The unpredictability surrounding both Iran and former President Trump—particularly their divergent stances regarding the Strait of Hormuz—has heightened market risks and uncertainty. Prior to the outbreak of the conflict, few economists had anticipated that Iran would actually proceed with a blockade of the Strait of Hormuz. Although tensions between Tehran and Washington have persisted since the 1979 Iranian Revolution, repeated threats to block this vital waterway had, until now, never been carried out. However, Iran's recent actions have fundamentally altered this perception, rendering the risk of a blockade of the Strait of Hormuz a far more tangible reality.

This inherent unpredictability not only intensifies market uncertainty but also threatens the stability of the global economy. Given that the Strait of Hormuz serves as a critical global conduit for energy transportation, any disruption or instability within it would have profound repercussions for the global economy. Whether for China, the United States, or other economies, a closure of this waterway would pose a severe threat to global oil supplies, thereby destabilizing both global energy prices and supply chains.

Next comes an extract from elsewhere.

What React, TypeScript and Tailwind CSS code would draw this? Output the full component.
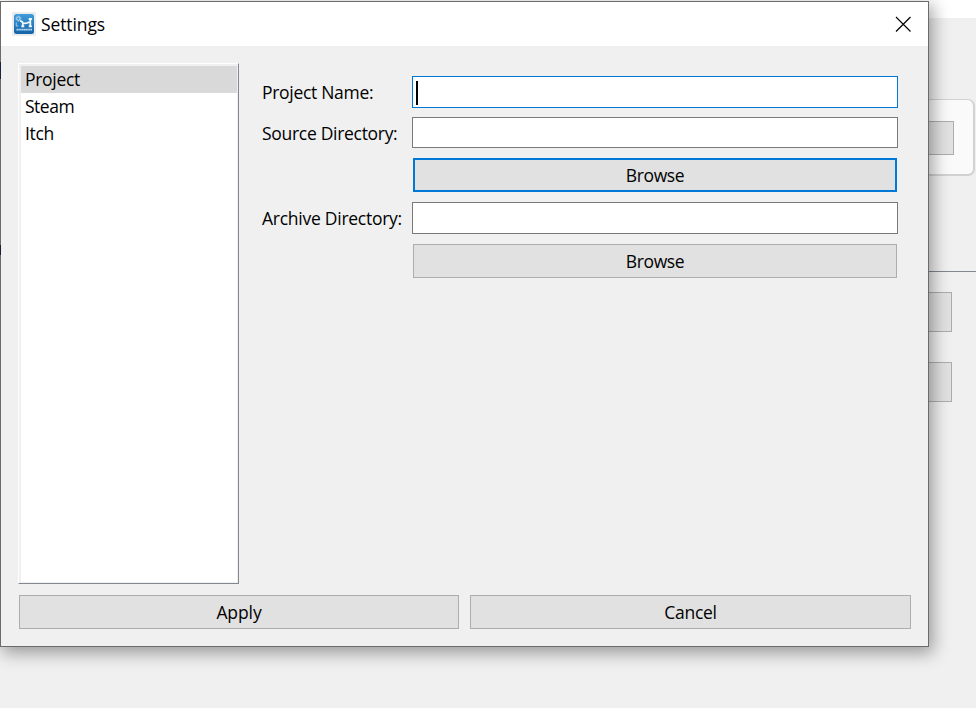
import React from "react";

const fontStack = "font-['Open_Sans','Noto_Sans',sans-serif]";

function PushButton({ label, className = "", textClass = "" }: { label: string; className?: string; textClass?: string }) {
  return (
    <button type="button" className={`flex h-[34px] items-center justify-center bg-[#e1e1e1] text-black ${className}`}>
      <span className={textClass}>{label}</span>
    </button>
  );
}

function AppIcon() {
  return (
    <svg width="24" height="24" viewBox="0 0 24 24" className="block shrink-0">
      <defs>
        <linearGradient id="iconBlue" x1="0" y1="0" x2="0" y2="1">
          <stop offset="0" stopColor="#3f9cda" />
          <stop offset="1" stopColor="#1463a6" />
        </linearGradient>
      </defs>
      <rect width="24" height="24" fill="#ececec" />
      <rect x="2" y="2" width="20" height="20" rx="2.5" fill="url(#iconBlue)" />
      <circle cx="6.4" cy="6.6" r="1.7" fill="none" stroke="#a5d0ee" strokeWidth="1.3" />
      <circle cx="6.4" cy="6.6" r="2.7" fill="none" stroke="#a5d0ee" strokeWidth=".7" strokeDasharray=".9 .8" />
      <path d="M8 9.2Q10.5 9 10.8 11.2M10.8 11Q14 12 17.5 10M18.3 6.5v8M16.7 7h3.2M16.7 14.4h3.2M10.8 11v3.4M9.3 14.4h3" fill="none" stroke="#f3faff" strokeWidth="1.8" />
      <path d="M4.3 10.5v3.5M4 14h2.5" fill="none" stroke="#8fc4ea" strokeWidth="1.1" />
      <path d="M4.5 17.7H20" stroke="#b5d6ef" strokeWidth="1.8" strokeDasharray="1.5 .3" />
    </svg>
  );
}

function MainWindow() {
  return (
    <div className="flex h-[708px] w-[976px] flex-col bg-[#f0f0f0]">
      <div className="h-[18px] shrink-0 bg-white" />
      <div className="mt-[81px] flex h-[77px] w-[975px] shrink-0 items-start justify-end rounded-[7px] border border-r-2 border-b-2 border-[#d2d2d2] bg-[#fafafa] pt-[21px] pr-[19px]">
        <div className="h-[34px] w-[300px] border border-[#adadad] bg-[#e1e1e1]" />
      </div>
      <div className="mt-[95px] h-px shrink-0 bg-[#828790]" />
      <div className="mt-5 flex w-[952px] flex-col items-end gap-[30px]">
        <div className="h-10 w-[300px] border border-[#adadad] bg-[#e1e1e1]" />
        <div className="h-10 w-[300px] border border-[#adadad] bg-[#e1e1e1]" />
      </div>
    </div>
  );
}

function SettingsDialog() {
  return (
    <div className="absolute top-px left-0 flex h-[646px] w-[929px] flex-col border border-[#6b6b6b] bg-[#f0f0f0] shadow-[3px_5px_16px_1px_rgba(0,0,0,0.36)]">
      <header className="flex h-11 shrink-0 items-center bg-white pl-[11px]">
        <AppIcon />
        <h1 className="mb-px ml-[5px] text-[17.5px] leading-6 tracking-[-0.1px]">Settings</h1>
        <svg width="16" height="16" viewBox="0 0 16 16" className="mr-[17px] mb-px ml-auto">
          <path d="M1 1 15.5 15.5M15.5 1 1 15.5" stroke="#000" strokeWidth="1.15" />
        </svg>
      </header>

      <div className="flex pt-[17px] pl-[17px]">
        <div className="h-[521px] w-[221px] shrink-0 border border-t-white border-r-[#828790] border-b-[#828790] border-l-white">
          <ul className="h-[519px] border-t-2 border-r border-b border-l-2 border-[#f0f0f0] bg-white text-[17.5px] leading-[27px] tracking-[-0.3px]">
            <li className="h-[27px] bg-[#d9d9d9] pl-1">Project</li>
            <li className="h-[27px] pl-1 tracking-[-0.5px]">Steam</li>
            <li className="h-[27px] pl-1">Itch</li>
          </ul>
        </div>

        <div className="mt-[13px] ml-[23px] grid w-[636px] grid-cols-[150px_486px] content-start text-[17.5px] tracking-[-0.3px]">
          <label className="h-8 leading-[33px]">Project Name:</label>
          <div className="flex h-8 items-center border border-[#0078d7] bg-white pl-[3px]">
            <span className="mt-px h-6 w-0.5 bg-black" />
          </div>
          <label className="mt-[9px] h-[31px] leading-[33px]">Source Directory:</label>
          <div className="mt-[9px] h-[31px] border border-[#7a7a7a] bg-white" />
          <PushButton label="Browse" textClass="tracking-[-0.4px]" className="col-start-2 mx-px mt-[10px] border-2 border-[#0078d7]" />
          <label className="mt-[10px] h-8 leading-[33px] tracking-[-0.26px]">Archive Directory:</label>
          <div className="mt-[10px] h-8 border border-[#7a7a7a] bg-white" />
          <PushButton label="Browse" textClass="tracking-[-0.4px]" className="col-start-2 mx-px mt-[10px] border border-[#adadad]" />
        </div>
      </div>

      <footer className="mt-[11px] flex gap-[11px] pl-[18px] text-[17.5px] tracking-[-0.3px]">
        <PushButton label="Apply" textClass="tracking-[-0.1px]" className="w-[440px] border border-[#adadad]" />
        <PushButton label="Cancel" className="w-[441px] border border-[#adadad]" />
      </footer>

      {/* Slivers of the main window's text showing past the dialog's left edge */}
      <span className="absolute top-[60px] -left-px h-[17px] w-px bg-[#1c2340]" />
      <span className="absolute top-[243px] -left-px h-[10px] w-px bg-[#1c2030]" />
    </div>
  );
}

export default function App() {
  return (
    <main className={`relative h-[708px] w-[976px] overflow-hidden bg-[#f0f0f0] text-black ${fontStack}`}>
      <MainWindow />
      <SettingsDialog />
    </main>
  );
}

In its latest report, the International Monetary Fund (IMF) notes that historical conflicts typically exert a lasting impact on economies, and that it may take over a decade for these "economic wounds" to fully heal. The report further emphasizes that, even if signs of peace emerge in the short term, lingering political and economic uncertainties will continue to influence investment expectations across global markets, thereby stifling capital inflows and constraining both investment and labor supply. Overall, although the ceasefire has brought temporary relief to financial markets, this "respite" is not without its concerns. Oil prices remain elevated, and the global economic recovery continues to face significant challenges. The conflicting rhetoric between Tehran and Washington regarding the Strait of Hormuz, coupled with political instability in the Middle East, continues to heighten market uncertainty.